Why it doesn’t matter whether Banksy is a woman, a man, an apple or God?
I strongly disagree with the article’s attempt to prove that Banksy is a woman through categorizing some of his/her work’s characteristics into a gender binary bias framework. The article argues that the presence of girls and women in Banksy’s work in contrast with the lack of it in some other male street artists work, suggest that Banksy is actually a woman; supposing only women are sensible towards gender issues. In a logic of Banksy being a woman because only women depict women, suggests that Banksy could also be a rat, or a south-Asian kid, or Queen Elizabeth.
Then the article analyzes that Banksy actually makes the viewer get in touch with his/her artwork in an empathetic way in contrast of his/her male colleagues. This suggests that the article assumes that empathy can be exclusively associated with a single ‘female’ gender.
The article is also not very clear about the difference between a masculine and patriarchal possession of the public space the category ‘man’; in the same way, the article automatically associates a practice that distances itself from traditional logic of masculine domination of the street with some kind of ‘womanness’.

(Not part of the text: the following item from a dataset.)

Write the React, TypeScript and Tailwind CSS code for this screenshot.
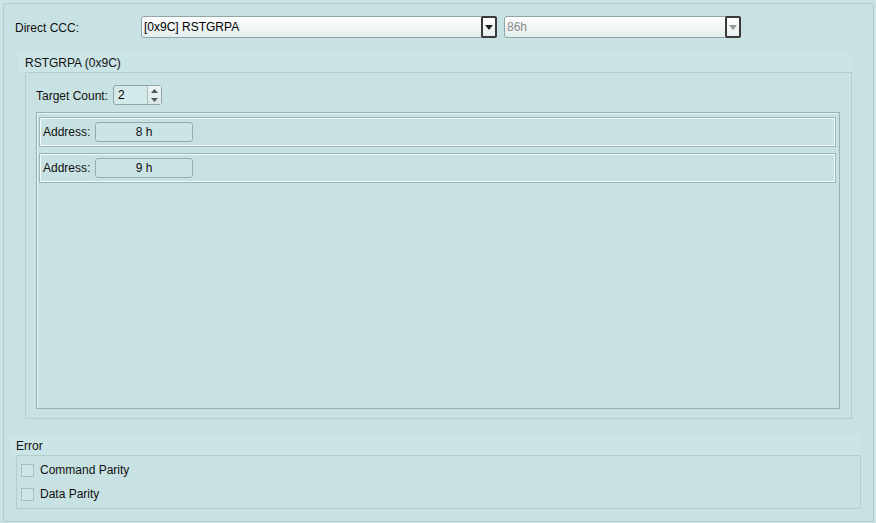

The rupture of the traditional logic of the relationship between people and public space, bias of gender, private property, capitalism, exploitation, militarization, police repression are being questioned in Banksy’s artwork. And of course it is not only a matter of gender that is being challenged, but some other intersecting categories such as race, social class, sexual orientation, among others.
The article determines: “Women experience the street in a different way than men do. Women experience the art world in a different way than men do”. And, of course they do, I totally agree. But this inquiry should be approached from a more fluid cultural or sociological framework rather than one that associates these differences with fixed categories such as man or woman. Public space still being hostile and violent toward women, but also toward transgender, gay, lesbians, functional diverse people, indigenous, illegal immigrants, sex workers, etc. Public- and also private- space is hostile with all kind of dissident bodies and minds.
Assigning characteristic such as empathy, gender consciousness, and relating some specific features to a specific gender legitimates and naturalizes the binary segregation of society in men and women and is one of the most basic issues of domination bias. The figure of Banksy challenges such biases and that makes it queer.
What I certainly agree with in the article is that Banksy’s performance works by opening multiple possibilities towards his/her identity(ies). It increases the reader’s questions about it, and it focus media attention in this specific question, making a whole media game in which there are some news about the capture and imprisonment of Banksy or Banksy finally giving an interview revealing his/her identity. It only increases the doubt toward this subject.
What have in common Banksy and a post-modern leader of an indigenous rebel movement?
This discussion reminds me of an article by Beatriz Preciado [4] about the Subcomandante Marcos, pseudonym of the leader and spokesman of the Zapatista Army of the National Liberation (EZLN), a Mexican, anti-capitalism and anti-globalization movement by indigenous people. Subcomandante Marcos is a character, using a fictitious name and his identity remains a mystery. He could be a woman as well, we can’t know.
In this text, Preciado analyzes the issue of the identity of Subcomandante Marcos as a central technique of political subjectivity production that the Zapatist movement preaches, it deprivatizes the own name through the borrowed name and it deconstructs the individualist fiction of a facial identity by using the typical Zapatista balaclava (2014). The Zapatista balaclava operates like the indigenous homologous of Banksy’s streetwise black hoodie that covers his/her face.
In this process of dis-identification [5], occurs an emerging redefinition of marginality as location. It relies on the subject’s capacity to move and displace, as a way of resistance and agency, being coherent with Deleuze and Guattari’s [6] deterritorialization: the subject is not ontological [7]. And, what do queer-dissident bodies do if it isn’t dis-identification, deterritorialization and occupation of strategic and collective identities?
Banksy strategically appropriates mainstream codes, s/he makes some replies to them and then they are returned to public space; but they don’t return being the same, s/he changes a pattern in the original and make these codes a failure of the public property. Queer multitudes appropriate the dissident bodies to make it a failure of the heterosexual State.
Preciado also compares the performatic identity of Subcomandante Marcos with the drag and transgender culture, she says “for Zapatistas, the borrowed name and the balaclava work both as the invented names, the drag wig, the moustache and the high heels in trans culture: intentional signs and exaggerated of a sexual-political travestism, those are indigenous-queer weapons that confront neoliberal aesthetic” (2014).
Then, beyond his graffitis and performances, Banksy itself is as character and a media product is his/her best own piece of art.
[1] “Why Banksy is (probably) a woman. Kriston Capps. November 4th, 2014. [http://www.citylab.com/design/2014/11/why-banksy-is-probably-a-woman/382202/]
[2] From now on, I will use s/he as a gender neutral pronoun to emphasize in the mystery towards Banksy’s gender.
[3] Federici, S. (2010). Feminism and the politics of the common.
[4] Beatriz Preciado. Marcos fore ver. [Avaliable on http://www.liberation.fr/chroniques/2014/06/06/marcos-for-ever_1035394]
[5] De Lauretis, T. (1990). Eccentric subjects: feminist theory and historical consciousness. Feminist Studies, 16(1), 115-150.
[6] Deleuze, G. and Guattari, F. (1972). Anti-Oedipus. Paris: Les Éditions de Minuit.
[7] Deleuze and Guattari (1972). Deterritorilazation notion: encourages philosophy among other disciplines to take the old fix terms and concepts and to empty them of their original meanings and reapropiate them by giving them other sense.